Across all capital cities and regional Australia, buyer demand hit a high in 2021, apart from houses and units in Perth and units in Adelaide, which peaked later in 2022 according to Dr Powell.
This was also consistent with a period of booming prices, elevated demand and dwindling supply.
Dr Powell said Sydney reached a peak in buyer demand sooner than the other cities, in March 2021.
This is likely due to greater affordability issues associated with a higher median price coupled with the rapid rate of pandemic growth.
It also suggests Sydney is further along the price cycle compared to other cities.
Perth bucked the overall trend and peaked later, in February/March 2022 when the strict Western Australia border controls lifted, supporting another wave of new demand and freely allowing an easier relocation from overseas and interstate.
Adelaide units also peaked later, in February 2022, which reflects the stronger market conditions and the affordable options that units present, as well as higher levels of investment activity.
Dr Powell said since mid-2020 demand for houses across the combined capitals was higher than units for the majority of the time.
“This widened to the highest gap on record in January 2022, clearly emphasising the heightened demand for houses throughout the pandemic,” she said.

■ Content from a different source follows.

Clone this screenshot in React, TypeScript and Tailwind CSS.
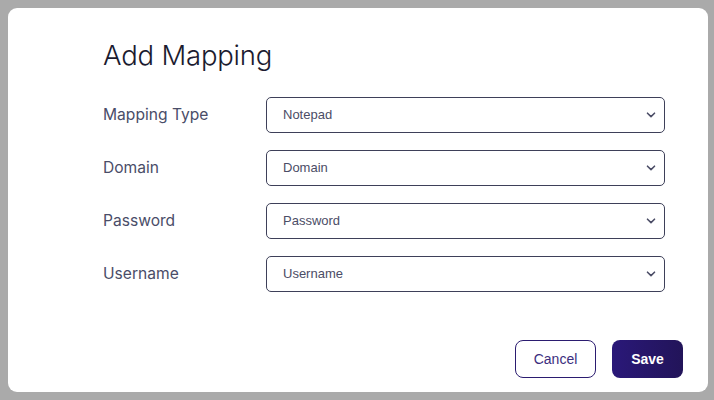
import React, { useState } from "react";

const fields = [
  { label: "Mapping Type", value: "Notepad" },
  { label: "Domain", value: "Domain" },
  { label: "Password", value: "Password" },
  { label: "Username", value: "Username" },
];

function Chevron() {
  return (
    <svg
      viewBox="0 0 10 6"
      className="pointer-events-none absolute right-[9px] top-1/2 h-[6px] w-[10px] -translate-y-1/2"
      fill="none"
      stroke="#4b4d66"
      strokeWidth="1.6"
      strokeLinecap="round"
      strokeLinejoin="round"
    >
      <path d="M1.5 1.2 5 4.6 8.5 1.2" />
    </svg>
  );
}

export default function App() {
  const [values, setValues] = useState(fields.map((f) => f.value));

  return (
    <div className="flex h-[400px] w-[714px] items-center overflow-hidden bg-[#aaaaaa] pl-[8px]">
      <div className="flex h-[384px] w-[700px] flex-col rounded-[9px] bg-white pl-[95px] pr-[25px] pt-[29px]">
        <h2 className="text-[27.5px] font-light leading-[36px] tracking-[-0.2px] text-[#1b1b2f] [font-family:Inter,'Noto_Sans',sans-serif]">
          Add Mapping
        </h2>

        <div className="mt-[24px] flex w-[562px] flex-col gap-[17px]">
          {fields.map((f, i) => (
            <div key={f.label} className="flex h-[36px] items-center">
              <label className="w-[163px] text-[15.6px] text-[#4a4d68] [font-family:Inter,'Noto_Sans',sans-serif]">
                {f.label}
              </label>
              <div className="relative h-[36px] w-[399px]">
                <select
                  value={values[i]}
                  onChange={(e) => {
                    const next = [...values];
                    next[i] = e.target.value;
                    setValues(next);
                  }}
                  className="h-full w-full appearance-none rounded-[5px] border border-[#3e4059] bg-white pl-[16px] text-[13px] text-[#4b4d66] outline-none [font-family:'Liberation_Sans',Arial,sans-serif]"
                >
                  <option>{f.value}</option>
                </select>
                <Chevron />
              </div>
            </div>
          ))}
        </div>

        <div className="mt-[48px] flex justify-end gap-[16px]">
          <button className="h-[38px] w-[81px] rounded-[8px] border border-[#2b1c70] bg-white text-[14px] font-medium text-[#3b2d7e] [font-family:'Liberation_Sans',Arial,sans-serif]">
            Cancel
          </button>
          <button className="h-[38px] w-[71px] rounded-[8px] bg-gradient-to-r from-[#2a1879] to-[#221459] text-[14px] font-bold text-white [font-family:'Liberation_Sans',Arial,sans-serif]">
            Save
          </button>
        </div>
      </div>
    </div>
  );
}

“Financial limitations and relative unaffordability are starting to weigh heavier on houses, with the demand gap consistently narrowing throughout 2022.”
Demand for units is higher in Brisbane, Canberra, Darwin, Hobart and Perth, while this is the opposite in Sydney, Melbourne and Adelaide, where the gap between houses and units is narrowing as affordability has become a key restraint for buyers, shifting demand.
Dr Powell said since the October 2021 peak, demand had moderated as wages struggle to keep pace with rising inflation and tightening affordability.
“Across the combined capitals, demand is 32.6 per cent lower for houses and 27.7 per cent lower for units compared to the peak,” she said.
“This aligns to the reduction in home loans financed and housing activity.”
Dr Powell said it was seasonally normal for seller activity and buyer demand to track a little lower in winter.
“Demand over winter 2022 shows there is only a slightly weaker demand compared to the three-year winter average across the combined capitals and remains higher across regional Australia,” she said.
“The level of demand throughout winter 2022 varies depending upon location, with houses and units in Sydney, Melbourne, Brisbane and Hobart, and Canberra houses, lower than the three-year winter average.
Dr Powell said demand remains well above the three-year winter average in regional Australia, Adelaide and Perth ahead of the spring selling season.
“Next week is the start of spring and marks the busiest time for the property market,” she said.
“It will be the first spring in three years unhampered by Covid lockdowns.
“The transition from winter to spring will see a lift in new listings and an emergence of more buyers.
“The rise in properties for sale will test the number of active buyers and whether sellers are meeting market price expectations.
“This will be the first real test of the property market since interest rates started to rise.”